The getopt module helps script to parse a complex command line options. Example 17.5 shows an example.

Example 17.5. Getopt example

This example shows a piece of code for handling options in a program called, say, filteralig, taking an alignment and filtering some sites according to specific criteria. Options are of the form: '-o1 value1 -o2 value2' where 'o1' and 'o2' are the names of the options and value1, value2 are their argument, which might be optional for some of the parameters. You can use this script this way, for instance:
filteralig -t0.7 -f2,3 align_file
	
import sys
import getopt

def usage(prog="filtersites"):                                            (1)
    print """
filteralig : filter sites in alignments

 filteralig [-ch] [-t <threshold>] [-f <frames>] [-i <cols>] <alignment>

 -h                  print this message
 
 -c                  print colum numbers of the original alignment
        
 -t <threshold>      filter all colums with a conservation above <threshold>
 -f <frames>         filter all codonpositions of frames
                     possible values 1, 2, 3 
                     for more than one use syntaxe: '1,2'
 -i <cols>           filter this columns
                     syntaxe: give a string with the column numbers separated by
 ','

 <alignment>         the file has to be in clustalw format

 """

o, a = getopt.getopt(sys.argv[1:], 'ct:f:i:h')                            (2)
opts = {}
for k,v in o:                                                             (3)
    opts[k] = v
if  opts.has_key('-h'):                                                   (4)
    usage(); sys.exit(0)
if len(a) < 1:                                                            (5)
    usage(); sys.exit("alignment file missing")
	  
1

A usage function is very useful to help the user in case of an error on the command line.

2

The first parameter for the getopt function should be a string containing the actual arguments the script has been called with, not including the script name, available in sys.argv[0].

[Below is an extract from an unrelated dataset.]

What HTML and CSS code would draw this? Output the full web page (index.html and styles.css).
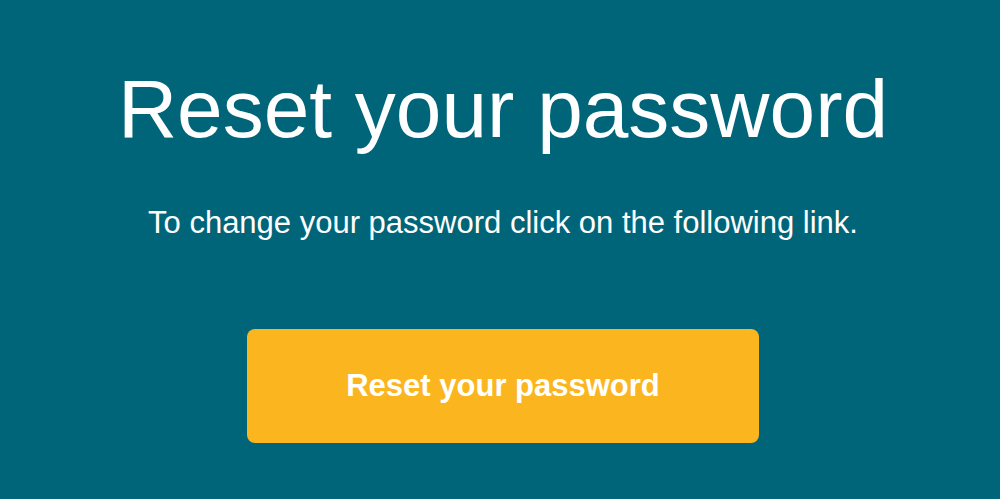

The second parameter is a string describing the expected options. The options string which is passed to getopt is here: 'ct:f:i:h'. This means that the following options are available: c, t, f, i and h. When a ':' is added just after, this means that the option expects a value. For instance, the '-t' option requires a threshold value. See the usage!

The getopt function returns tuple, whose first element is a list of (option, value) pairs. The second element is the list of program arguments left after the option list was stripped. Here, a filename for an alignment file is expected.

3

Storing (option, value) pairs in a dictionary.

4

If the user has entered a -h, help is printed.

5

Has the user provided a filename ? If so, it is available in a[0].